None of these ideas are really new in the single player realm, so why hasn't any of this flowed over to multiplayer games? Closest I can think of is The Sims Online. I suppose the problem lies in bandwidth. Each player would have to send and receive data for an exponential number of characters, so unless everyone has exceptional broadband and servers are capable of accepting and processing such an amount of data, we'd be stuck with a laggy mess.

Take SWG for example. The sheer amount of customizability compared to similar games makes a concentrated battle impossible. Having more than a hundred or so people in a battle can crash a server, and we're only talking about a small multiple of the amount of data being sent per player.

In short, wonderful idea, but we'd need some major advancement in networking before something like this is feasible. Perhaps a form of distributed processing between all player machines would reduce the load on the primary servers?

Posted by: Kindjie on April 17, 2004 12:22 PM

One of the complaints I've had with almost all mmorpgs is the sheer amount of tedium they build into it to get anywhere. Bots are many players answer to the tedium. I don't know about this game, but it sounds interesting enough to try. I personally think the games need to move from being primarily about building a person to taking a mostly built person and having adventures with him in a landscape that he can influence and change. UO was starting to do some of that when I left that game (the social dynamic there sucked imo) and it was really fun. It started with the appearance of some new creatures, then progressed to some kind of puzzle towers we had to solve to get rid of and culminated with a battle royale to open up a new city where we got new crafts and more areas to explore. I have always believed that if the manufacturers would stop thinking about the game in terms of time sinks and focus instead on interesting and engaging activities people would be much more likely to remain a loyal customer. The way it is now, people reach a point where they realize the time involved to get the rewards they want is too great, so they just quit and do something less time intensive.

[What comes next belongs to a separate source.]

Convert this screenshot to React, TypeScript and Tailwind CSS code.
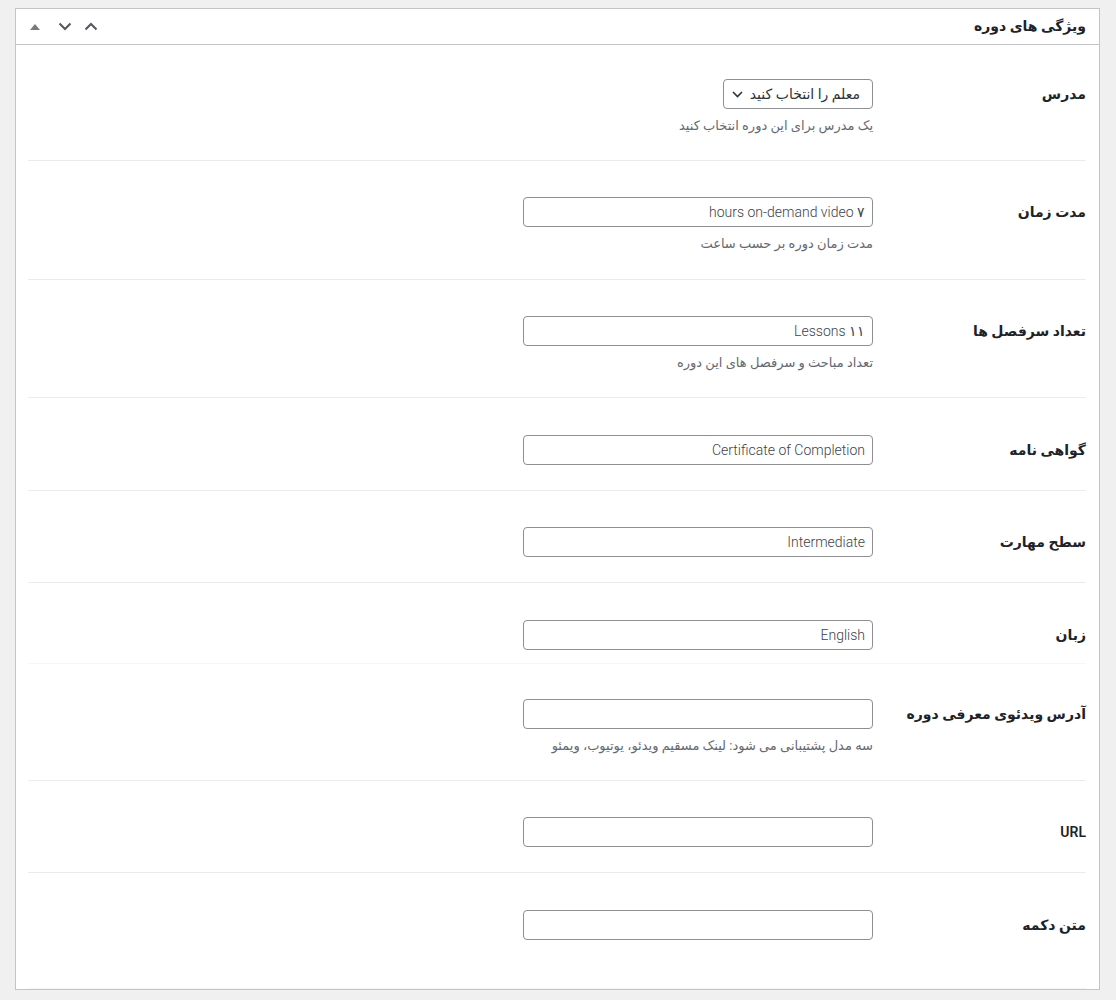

Posted by: Rubythorne on April 17, 2004 6:11 PM

What you have proposed is a Massive Multi-player Online Strategy Game (MMOSG instead of MMORPG). Without a single character or avatar to identify with, you are just a disembodied concept controlling troops. Without a main character there is no ROLE for you to play. This is more like Civ, MOO, Black & White, or any other strategy game on a grand scale. While there is likely to be a market for such a game, it would not have the same fan base that MMORPG games have.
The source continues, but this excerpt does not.